═══ Record extracts ═══

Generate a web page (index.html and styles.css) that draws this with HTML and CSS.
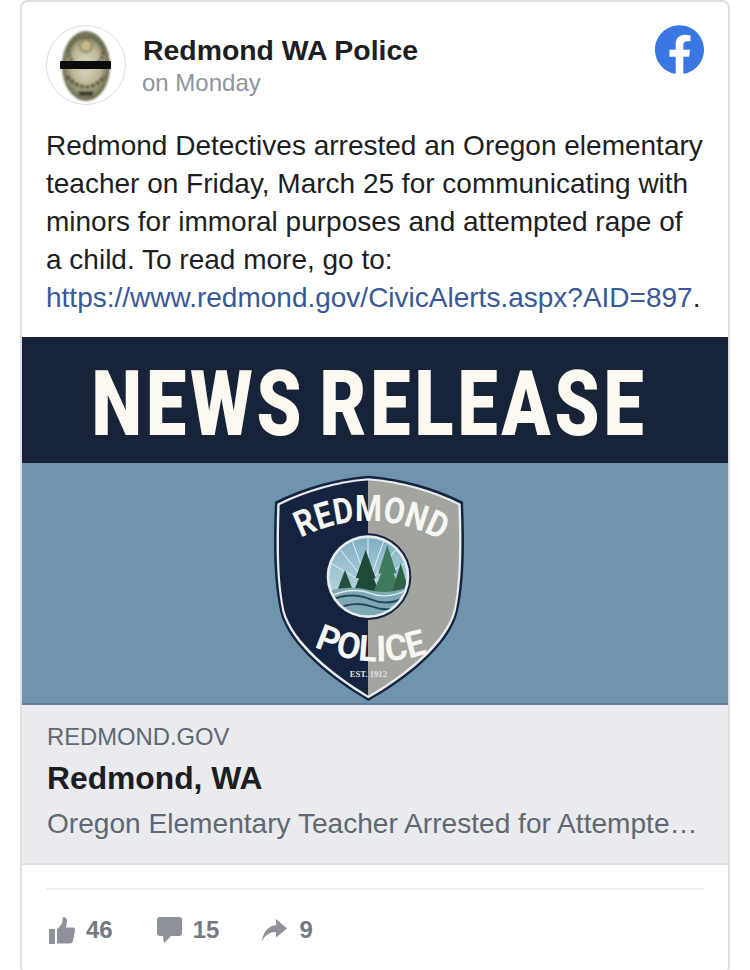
FILE: index.html
```html
<!DOCTYPE html>
<html lang="en">
<head>
<meta charset="utf-8">
<title>Redmond WA Police</title>
<link rel="stylesheet" href="styles.css">
</head>
<body>
<article class="card">
  <header class="head">
    <div class="avatar">
      <svg viewBox="0 0 78 78" width="78" height="78">
        <defs>
          <radialGradient id="bd" cx="50%" cy="50%" r="55%">
            <stop offset="0" stop-color="#e0dcc4"/><stop offset=".55" stop-color="#b9b596"/><stop offset="1" stop-color="#55543a"/>
          </radialGradient>
          <filter id="soft"><feGaussianBlur stdDeviation=".8"/></filter>
        </defs>
        <g filter="url(#soft)">
          <ellipse cx="39" cy="40" rx="24" ry="35" fill="url(#bd)"/>
          <ellipse cx="39" cy="26" rx="17" ry="15" fill="none" stroke="#5d5c40" stroke-width="3.500" stroke-dasharray="3 1.500"/>
          <circle cx="39" cy="20" r="6" fill="#c9b98a" stroke="#8b8660" stroke-width="2"/>
          <path d="M20 50 Q39 72 58 50" fill="none" stroke="#5b5a3e" stroke-width="4" stroke-dasharray="4 1.500"/>
          <rect x="32" y="65" width="14" height="5" fill="#3f3f2e"/>
        </g>
        <rect x="13" y="35" width="51" height="8" rx="1" fill="#0b0b0b"/>
      </svg>
    </div>
    <div class="who">
      <div class="name">Redmond WA Police</div>
      <div class="when">on Monday</div>
    </div>
    <svg class="fb" viewBox="0 0 24 24" width="49" height="49"><path fill="#3a77e3" d="M24 12.073c0-6.627-5.373-12-12-12s-12 5.373-12 12c0 5.990 4.388 10.954 10.125 11.854v-8.385H7.078v-3.470h3.047V9.430c0-3.007 1.792-4.669 4.533-4.669 1.312 0 2.686.235 2.686.235v2.953H15.830c-1.491 0-1.956.925-1.956 1.874v2.250h3.328l-.532 3.470h-2.796v8.385C19.612 23.027 24 18.062 24 12.073z"/></svg>
  </header>
  <p class="body">Redmond Detectives arrested an Oregon elementary teacher on Friday, March 25 for communicating with minors for immoral purposes and attempted rape of a child. To read more, go to: <a class="link" href="#">https://www.redmond.gov/CivicAlerts.aspx?AID=897</a>.</p>

  <div class="banner">
    <svg class="banner-title" viewBox="0 0 706 126" width="706" height="126">
      <text transform="scale(.8 1)" x="87" y="98" textLength="695" lengthAdjust="spacingAndGlyphs" class="news">NEWS RELEASE</text>
    </svg>
  </div>
  <div class="crest">
    <svg viewBox="0 0 660 735" width="220" height="245">
      <defs>
        <clipPath id="disc"><circle cx="327" cy="335" r="116"/></clipPath>
        <clipPath id="shield"><path d="M328 46 Q190 58 62 120 C58 250 58 350 76 436 C100 530 225 630 328 692 C435 630 560 530 584 436 C602 350 602 250 598 120 Q470 58 328 46 Z"/></clipPath>
        <linearGradient id="sky" x1="0" y1="0" x2="0" y2="1"><stop offset="0" stop-color="#7fb0c4"/><stop offset="1" stop-color="#cfe3e6"/></linearGradient>
      </defs>
      <path d="M328 32 Q180 44 48 110 C42 250 44 350 64 442 C90 545 220 645 328 708 C440 645 570 545 596 442 C616 350 618 250 612 110 Q480 44 328 32 Z" fill="#15233f"/>
      <path d="M328 40 Q186 52 55 116 C50 250 52 350 70 439 C95 538 222 638 328 700 C438 638 565 538 590 439 C608 350 610 250 605 116 Q474 52 328 40 Z" fill="#e8ecee"/>
      <g clip-path="url(#shield)">
        <rect x="0" y="0" width="328" height="735" fill="#15233f"/>
        <rect x="328" y="0" width="332" height="735" fill="#a4a49e"/>
      </g>
      <path id="arcTop" d="M125 218 Q328 118 532 218" fill="none"/>
      <path id="arcBottom" d="M165 545 Q330 622 505 565" fill="none"/>
      <text class="crest-text"><textPath href="#arcTop" textLength="440" lengthAdjust="spacingAndGlyphs">REDMOND</textPath></text>
      <text class="crest-text"><textPath href="#arcBottom" textLength="350" lengthAdjust="spacingAndGlyphs">POLICE</textPath></text>
      <circle cx="327" cy="335" r="130" fill="#15233f"/>
      <circle cx="327" cy="335" r="124" fill="#e8ecee"/>
      <circle cx="327" cy="335" r="116" fill="url(#sky)"/>
      <g clip-path="url(#disc)">
        <g stroke="#e3eff0" stroke-width="3">
          <path d="M327 360 L327 215M327 360 L277 220M327 360 L377 220M327 360 L237 245M327 360 L417 245M327 360 L207 290M327 360 L447 290"/>
        </g>
        <path d="M320 255 L350 340 L290 340 Z M322 285 L362 385 L282 385 Z" fill="#1f4a38"/>
        <path d="M385 240 L412 325 L358 325 Z M385 280 L428 385 L342 385 Z" fill="#3f7a5c"/>
        <path d="M258 315 L285 385 L232 385 Z" fill="#274f3d"/>
        <path d="M425 295 L452 385 L398 385 Z" fill="#2f6048"/>
        <path d="M205 378 Q270 360 330 375 T450 365 V460 H205 Z" fill="#7ea9b4"/>
        <path d="M210 408 Q275 378 335 403 T450 388 M225 435 Q285 405 340 425 T440 415" fill="none" stroke="#23475a" stroke-width="6"/>
        <path d="M215 392 Q285 365 335 385 T450 372" fill="none" stroke="#dfeaea" stroke-width="4"/>
      </g>
      <text x="328" y="636" class="est">EST. 1912</text>
    </svg>
  </div>
  <div class="preview">
    <div class="domain">REDMOND.GOV</div>
    <div class="ptitle">Redmond, WA</div>
    <div class="pdesc">Oregon Elementary Teacher Arrested for Attempte…</div>
  </div>
  <footer class="foot">
    <div class="stats">
      <div class="stat">
        <svg viewBox="0 0 26 27" width="26" height="27"><path class="ic" d="M0 12h6v15H1a1 1 0 0 1-1-1zM8 12.500L13 6.500 14 0q4.500.300 4 5L17 10.500h7q2.300.300 2 3L24 24q-.4 2.500-3 2.500H8z"/></svg>
        <span class="num n1">46</span>
      </div>
      <div class="stat">
        <svg viewBox="0 0 25 26" width="25" height="26"><path class="ic" d="M3 0h19a3 3 0 0 1 3 3v13a3 3 0 0 1-3 3h-8l-7 7-1-7H3a3 3 0 0 1-3-3V3a3 3 0 0 1 3-3z"/></svg>
        <span class="num n2">15</span>
      </div>
      <div class="stat">
        <svg viewBox="0 0 25 22" width="25" height="22"><path class="ic" d="M14 0l11 9.500L14 18.500V13Q5 12.500 0 22 2 8 14 6z"/></svg>
        <span class="num n3">9</span>
      </div>
    </div>
  </footer>
</article>
</body>
</html>
```
FILE: styles.css
```css
html, body { margin: 0; padding: 0; background: #fff; }
body { height: 970px; overflow: hidden; font-family: "Liberation Sans", Arial, sans-serif; }

.card {
  box-sizing: border-box;
  width: 710px;
  height: 975px;
  margin-left: 20px;
  border: 2px solid #dfe0e2;
  border-radius: 8px;
  background: #fff;
  overflow: hidden;
}

.head { display: flex; align-items: center; padding: 23px 24px 0; }
.avatar {
  box-sizing: border-box;
  width: 80px; height: 80px;
  border: 1px solid #dcdde0;
  border-radius: 50%;
  overflow: hidden;
  flex: none;
}
.avatar svg { display: block; }
.who { flex: 1; margin-left: 17px; margin-top: 1px; }
.name { font-size: 28.400px; line-height: 34px; font-weight: 700; color: #1c1e21; white-space: nowrap; }
.when { font-size: 24px; line-height: 32px; color: #90949c; margin-left: -1px; }
.fb { flex: none; margin-top: -31px; }

.body {
  margin: 0;
  padding: 22px 24px 20px;
  font-size: 28px;
  line-height: 38px;
  color: #1c1e21;
}
.link { color: #385898; text-decoration: none; }

.banner { height: 126px; background: #162339; }
.banner-title { display: block; }
.news { font-family: "Roboto", "Liberation Sans", sans-serif; font-weight: 900; font-size: 90px; letter-spacing: 5px; word-spacing: -10px; fill: #fbf9f0; }

.crest {
  height: 242px;
  background: #6f95ae;
  border-bottom: 2px solid #5f7f96;
  box-sizing: border-box;
  display: flex;
  justify-content: center;
  align-items: flex-start;
  overflow: hidden;
  padding-right: 12px;
}
.crest svg { flex: none; margin-top: 2px; }
.crest-text { font-family: "Roboto", "Liberation Sans", sans-serif; font-weight: 700; font-size: 108px; fill: #f6f6f2; }
.est { font-family: "Liberation Serif", serif; font-weight: 700; font-size: 26px; fill: #dfe3e6; text-anchor: middle; }

.preview {
  height: 160px;
  box-sizing: border-box;
  padding: 17px 24px 0;
  background: #e9ebee;
  border-bottom: 2px solid #dddfe2;
}
.domain { font-size: 23.800px; line-height: 30px; color: #606770; margin-left: 1px; }
.ptitle { font-size: 31.800px; line-height: 40px; margin-top: 6px; margin-left: 1px; font-weight: 700; color: #1c1e21; }
.pdesc {
  font-size: 28.100px; line-height: 38px; margin-top: 7px; margin-left: 1px; color: #606770;
  white-space: nowrap;
}

.foot { padding: 23px 24px 0; }
.stats {
  display: flex; align-items: center;
  border-top: 2px solid #eeeff1;
  padding-top: 26px;
  padding-left: 3px;
}
.stat { display: flex; align-items: center; }
.stat svg { display: block; }
.ic { fill: #8d9199; }
.num { font-size: 24px; font-weight: 700; color: #757a82; margin-left: 11px; }
.n1 { margin-right: 44px; }
.n2 { margin-right: 43px; }
.n3 { margin-left: 12px; }
```
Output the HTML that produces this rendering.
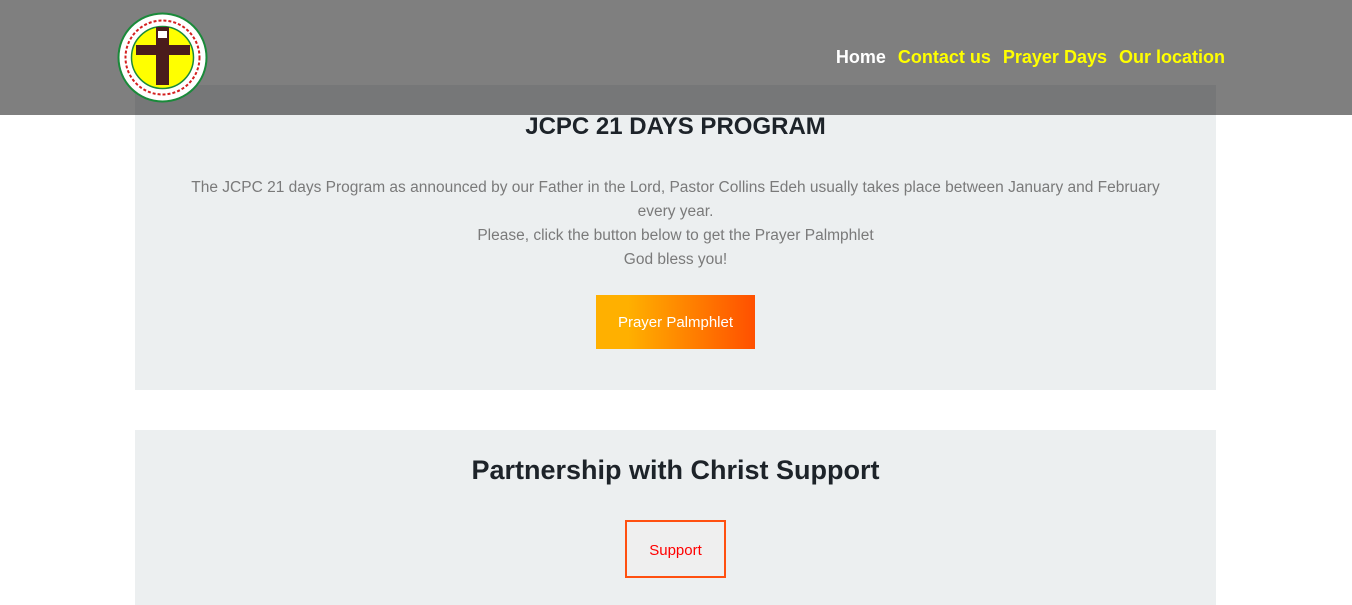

═══

**Objective**: From the listing above, copy out each line where the word "index" appears.

**Reply**:
Generate a web page (index.html and styles.css) that draws this with HTML and CSS.
FILE: index.html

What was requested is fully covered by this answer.